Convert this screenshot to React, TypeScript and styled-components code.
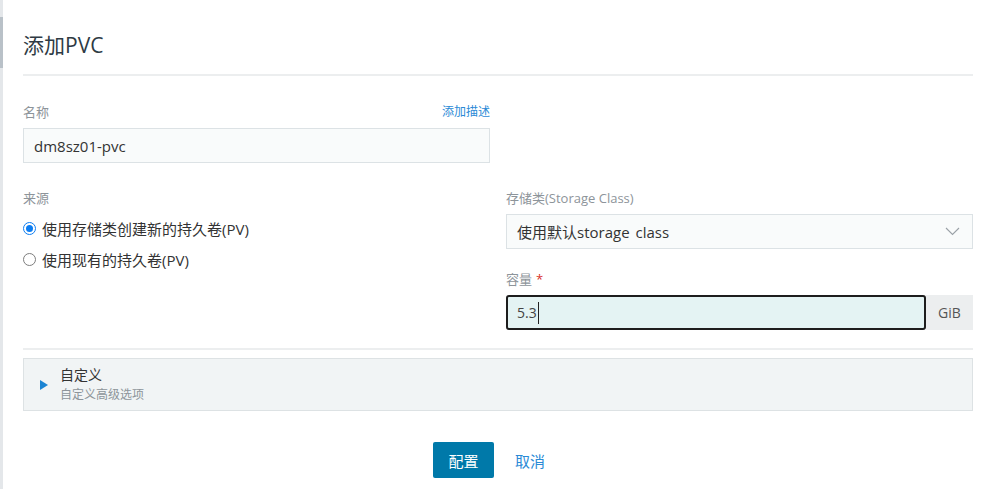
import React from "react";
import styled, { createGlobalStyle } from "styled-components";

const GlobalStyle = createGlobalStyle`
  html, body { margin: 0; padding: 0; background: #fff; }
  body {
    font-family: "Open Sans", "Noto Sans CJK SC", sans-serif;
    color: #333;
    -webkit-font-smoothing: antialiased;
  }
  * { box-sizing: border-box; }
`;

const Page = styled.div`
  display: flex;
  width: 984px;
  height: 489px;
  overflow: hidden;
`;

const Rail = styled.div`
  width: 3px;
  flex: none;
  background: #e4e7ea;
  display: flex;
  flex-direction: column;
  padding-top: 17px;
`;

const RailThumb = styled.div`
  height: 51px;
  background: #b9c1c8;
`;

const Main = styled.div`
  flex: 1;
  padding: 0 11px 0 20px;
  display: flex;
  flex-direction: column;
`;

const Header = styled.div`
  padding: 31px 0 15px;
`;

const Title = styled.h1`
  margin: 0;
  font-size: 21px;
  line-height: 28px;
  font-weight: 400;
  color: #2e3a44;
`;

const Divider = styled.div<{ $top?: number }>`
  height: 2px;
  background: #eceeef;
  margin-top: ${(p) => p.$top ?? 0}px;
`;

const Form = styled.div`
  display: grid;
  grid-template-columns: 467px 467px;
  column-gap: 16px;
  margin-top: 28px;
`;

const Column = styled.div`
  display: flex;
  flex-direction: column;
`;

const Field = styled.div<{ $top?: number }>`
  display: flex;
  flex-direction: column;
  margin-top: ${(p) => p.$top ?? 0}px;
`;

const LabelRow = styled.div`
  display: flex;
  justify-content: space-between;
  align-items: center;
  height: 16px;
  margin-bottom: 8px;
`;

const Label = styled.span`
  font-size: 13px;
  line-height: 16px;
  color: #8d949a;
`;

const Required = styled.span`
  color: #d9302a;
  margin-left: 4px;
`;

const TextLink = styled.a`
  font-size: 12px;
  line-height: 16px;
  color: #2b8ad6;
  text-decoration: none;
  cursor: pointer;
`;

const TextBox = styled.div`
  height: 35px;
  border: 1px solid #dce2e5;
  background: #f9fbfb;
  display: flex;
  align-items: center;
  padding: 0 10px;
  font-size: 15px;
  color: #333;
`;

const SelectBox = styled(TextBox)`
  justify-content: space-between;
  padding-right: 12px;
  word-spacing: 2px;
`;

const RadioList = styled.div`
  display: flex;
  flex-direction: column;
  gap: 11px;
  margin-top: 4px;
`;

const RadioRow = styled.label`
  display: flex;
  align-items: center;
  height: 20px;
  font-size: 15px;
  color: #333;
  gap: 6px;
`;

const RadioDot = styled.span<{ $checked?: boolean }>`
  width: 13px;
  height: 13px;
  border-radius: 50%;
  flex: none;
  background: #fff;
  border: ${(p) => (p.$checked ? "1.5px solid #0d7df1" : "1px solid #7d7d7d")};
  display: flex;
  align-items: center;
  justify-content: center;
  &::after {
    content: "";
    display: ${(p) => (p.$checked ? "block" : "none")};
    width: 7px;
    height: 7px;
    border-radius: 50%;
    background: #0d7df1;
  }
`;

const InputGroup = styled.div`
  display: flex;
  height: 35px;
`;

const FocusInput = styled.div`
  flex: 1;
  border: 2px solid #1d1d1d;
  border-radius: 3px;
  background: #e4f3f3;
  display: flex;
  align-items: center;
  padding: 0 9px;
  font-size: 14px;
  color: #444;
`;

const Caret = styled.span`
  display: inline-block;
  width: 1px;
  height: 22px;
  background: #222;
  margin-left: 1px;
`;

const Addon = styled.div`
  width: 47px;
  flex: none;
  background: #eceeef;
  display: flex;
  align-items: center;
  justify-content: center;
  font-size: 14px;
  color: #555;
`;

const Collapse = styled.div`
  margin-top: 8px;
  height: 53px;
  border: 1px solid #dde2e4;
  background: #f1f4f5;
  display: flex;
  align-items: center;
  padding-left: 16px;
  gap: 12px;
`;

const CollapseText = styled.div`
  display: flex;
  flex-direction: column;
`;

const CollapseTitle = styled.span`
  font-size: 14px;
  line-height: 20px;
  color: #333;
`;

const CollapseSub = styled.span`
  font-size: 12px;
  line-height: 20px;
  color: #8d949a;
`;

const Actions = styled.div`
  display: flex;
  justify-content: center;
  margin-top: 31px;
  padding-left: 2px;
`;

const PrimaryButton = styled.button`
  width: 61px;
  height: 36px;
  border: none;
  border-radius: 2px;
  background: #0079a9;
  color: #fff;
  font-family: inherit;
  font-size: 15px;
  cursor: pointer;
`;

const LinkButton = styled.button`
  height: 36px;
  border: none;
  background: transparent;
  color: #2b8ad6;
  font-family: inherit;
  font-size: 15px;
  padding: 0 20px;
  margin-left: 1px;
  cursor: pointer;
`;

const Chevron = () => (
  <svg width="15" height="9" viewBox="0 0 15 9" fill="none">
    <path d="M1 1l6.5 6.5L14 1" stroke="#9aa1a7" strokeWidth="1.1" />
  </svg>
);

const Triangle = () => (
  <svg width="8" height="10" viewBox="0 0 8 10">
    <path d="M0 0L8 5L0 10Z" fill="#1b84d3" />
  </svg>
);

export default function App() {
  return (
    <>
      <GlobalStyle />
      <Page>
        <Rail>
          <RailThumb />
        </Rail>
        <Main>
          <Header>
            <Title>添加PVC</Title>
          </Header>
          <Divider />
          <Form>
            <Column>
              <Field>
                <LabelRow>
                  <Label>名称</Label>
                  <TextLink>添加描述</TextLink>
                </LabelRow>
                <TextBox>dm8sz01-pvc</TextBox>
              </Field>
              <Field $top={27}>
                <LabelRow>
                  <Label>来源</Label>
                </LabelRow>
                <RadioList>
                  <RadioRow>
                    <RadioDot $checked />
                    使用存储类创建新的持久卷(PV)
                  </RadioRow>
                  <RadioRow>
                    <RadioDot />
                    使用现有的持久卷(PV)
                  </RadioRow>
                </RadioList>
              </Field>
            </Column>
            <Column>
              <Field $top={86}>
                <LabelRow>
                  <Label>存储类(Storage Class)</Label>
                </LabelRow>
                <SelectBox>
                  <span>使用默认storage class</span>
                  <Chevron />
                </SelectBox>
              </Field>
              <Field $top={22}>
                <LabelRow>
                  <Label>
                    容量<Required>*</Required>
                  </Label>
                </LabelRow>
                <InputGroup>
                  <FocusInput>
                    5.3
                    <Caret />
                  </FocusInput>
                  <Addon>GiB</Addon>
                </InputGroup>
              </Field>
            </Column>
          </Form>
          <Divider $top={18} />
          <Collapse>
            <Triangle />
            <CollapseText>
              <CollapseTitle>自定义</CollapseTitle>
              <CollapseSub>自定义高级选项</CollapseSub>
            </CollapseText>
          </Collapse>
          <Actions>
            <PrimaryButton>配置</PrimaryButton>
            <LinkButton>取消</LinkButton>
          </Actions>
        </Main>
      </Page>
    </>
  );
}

Problem to solve: In the copy, include no pictures; restate the listing above exactly.

Task answer:
Convert this screenshot to React, TypeScript and styled-components code.
import React from "react";
import styled, { createGlobalStyle } from "styled-components";

const GlobalStyle = createGlobalStyle`
  html, body { margin: 0; padding: 0; background: #fff; }
  body {
    font-family: "Open Sans", "Noto Sans CJK SC", sans-serif;
    color: #333;
    -webkit-font-smoothing: antialiased;
  }
  * { box-sizing: border-box; }
`;

const Page = styled.div`
  display: flex;
  width: 984px;
  height: 489px;
  overflow: hidden;
`;

const Rail = styled.div`
  width: 3px;
  flex: none;
  background: #e4e7ea;
  display: flex;
  flex-direction: column;
  padding-top: 17px;
`;

const RailThumb = styled.div`
  height: 51px;
  background: #b9c1c8;
`;

const Main = styled.div`
  flex: 1;
  padding: 0 11px 0 20px;
  display: flex;
  flex-direction: column;
`;

const Header = styled.div`
  padding: 31px 0 15px;
`;

const Title = styled.h1`
  margin: 0;
  font-size: 21px;
  line-height: 28px;
  font-weight: 400;
  color: #2e3a44;
`;

const Divider = styled.div<{ $top?: number }>`
  height: 2px;
  background: #eceeef;
  margin-top: ${(p) => p.$top ?? 0}px;
`;

const Form = styled.div`
  display: grid;
  grid-template-columns: 467px 467px;
  column-gap: 16px;
  margin-top: 28px;
`;

const Column = styled.div`
  display: flex;
  flex-direction: column;
`;

const Field = styled.div<{ $top?: number }>`
  display: flex;
  flex-direction: column;
  margin-top: ${(p) => p.$top ?? 0}px;
`;

const LabelRow = styled.div`
  display: flex;
  justify-content: space-between;
  align-items: center;
  height: 16px;
  margin-bottom: 8px;
`;

const Label = styled.span`
  font-size: 13px;
  line-height: 16px;
  color: #8d949a;
`;

const Required = styled.span`
  color: #d9302a;
  margin-left: 4px;
`;

const TextLink = styled.a`
  font-size: 12px;
  line-height: 16px;
  color: #2b8ad6;
  text-decoration: none;
  cursor: pointer;
`;

const TextBox = styled.div`
  height: 35px;
  border: 1px solid #dce2e5;
  background: #f9fbfb;
  display: flex;
  align-items: center;
  padding: 0 10px;
  font-size: 15px;
  color: #333;
`;

const SelectBox = styled(TextBox)`
  justify-content: space-between;
  padding-right: 12px;
  word-spacing: 2px;
`;

const RadioList = styled.div`
  display: flex;
  flex-direction: column;
  gap: 11px;
  margin-top: 4px;
`;

const RadioRow = styled.label`
  display: flex;
  align-items: center;
  height: 20px;
  font-size: 15px;
  color: #333;
  gap: 6px;
`;

const RadioDot = styled.span<{ $checked?: boolean }>`
  width: 13px;
  height: 13px;
  border-radius: 50%;
  flex: none;
  background: #fff;
  border: ${(p) => (p.$checked ? "1.5px solid #0d7df1" : "1px solid #7d7d7d")};
  display: flex;
  align-items: center;
  justify-content: center;
  &::after {
    content: "";
    display: ${(p) => (p.$checked ? "block" : "none")};
    width: 7px;
    height: 7px;
    border-radius: 50%;
    background: #0d7df1;
  }
`;

const InputGroup = styled.div`
  display: flex;
  height: 35px;
`;

const FocusInput = styled.div`
  flex: 1;
  border: 2px solid #1d1d1d;
  border-radius: 3px;
  background: #e4f3f3;
  display: flex;
  align-items: center;
  padding: 0 9px;
  font-size: 14px;
  color: #444;
`;

const Caret = styled.span`
  display: inline-block;
  width: 1px;
  height: 22px;
  background: #222;
  margin-left: 1px;
`;

const Addon = styled.div`
  width: 47px;
  flex: none;
  background: #eceeef;
  display: flex;
  align-items: center;
  justify-content: center;
  font-size: 14px;
  color: #555;
`;

const Collapse = styled.div`
  margin-top: 8px;
  height: 53px;
  border: 1px solid #dde2e4;
  background: #f1f4f5;
  display: flex;
  align-items: center;
  padding-left: 16px;
  gap: 12px;
`;

const CollapseText = styled.div`
  display: flex;
  flex-direction: column;
`;

const CollapseTitle = styled.span`
  font-size: 14px;
  line-height: 20px;
  color: #333;
`;

const CollapseSub = styled.span`
  font-size: 12px;
  line-height: 20px;
  color: #8d949a;
`;

const Actions = styled.div`
  display: flex;
  justify-content: center;
  margin-top: 31px;
  padding-left: 2px;
`;

const PrimaryButton = styled.button`
  width: 61px;
  height: 36px;
  border: none;
  border-radius: 2px;
  background: #0079a9;
  color: #fff;
  font-family: inherit;
  font-size: 15px;
  cursor: pointer;
`;

const LinkButton = styled.button`
  height: 36px;
  border: none;
  background: transparent;
  color: #2b8ad6;
  font-family: inherit;
  font-size: 15px;
  padding: 0 20px;
  margin-left: 1px;
  cursor: pointer;
`;

const Chevron = () => (
  <svg width="15" height="9" viewBox="0 0 15 9" fill="none">
    <path d="M1 1l6.5 6.5L14 1" stroke="#9aa1a7" strokeWidth="1.1" />
  </svg>
);

const Triangle = () => (
  <svg width="8" height="10" viewBox="0 0 8 10">
    <path d="M0 0L8 5L0 10Z" fill="#1b84d3" />
  </svg>
);

export default function App() {
  return (
    <>
      <GlobalStyle />
      <Page>
        <Rail>
          <RailThumb />
        </Rail>
        <Main>
          <Header>
            <Title>添加PVC</Title>
          </Header>
          <Divider />
          <Form>
            <Column>
              <Field>
                <LabelRow>
                  <Label>名称</Label>
                  <TextLink>添加描述</TextLink>
                </LabelRow>
                <TextBox>dm8sz01-pvc</TextBox>
              </Field>
              <Field $top={27}>
                <LabelRow>
                  <Label>来源</Label>
                </LabelRow>
                <RadioList>
                  <RadioRow>
                    <RadioDot $checked />
                    使用存储类创建新的持久卷(PV)
                  </RadioRow>
                  <RadioRow>
                    <RadioDot />
                    使用现有的持久卷(PV)
                  </RadioRow>
                </RadioList>
              </Field>
            </Column>
            <Column>
              <Field $top={86}>
                <LabelRow>
                  <Label>存储类(Storage Class)</Label>
                </LabelRow>
                <SelectBox>
                  <span>使用默认storage class</span>
                  <Chevron />
                </SelectBox>
              </Field>
              <Field $top={22}>
                <LabelRow>
                  <Label>
                    容量<Required>*</Required>
                  </Label>
                </LabelRow>
                <InputGroup>
                  <FocusInput>
                    5.3
                    <Caret />
                  </FocusInput>
                  <Addon>GiB</Addon>
                </InputGroup>
              </Field>
            </Column>
          </Form>
          <Divider $top={18} />
          <Collapse>
            <Triangle />
            <CollapseText>
              <CollapseTitle>自定义</CollapseTitle>
              <CollapseSub>自定义高级选项</CollapseSub>
            </CollapseText>
          </Collapse>
          <Actions>
            <PrimaryButton>配置</PrimaryButton>
            <LinkButton>取消</LinkButton>
          </Actions>
        </Main>
      </Page>
    </>
  );
}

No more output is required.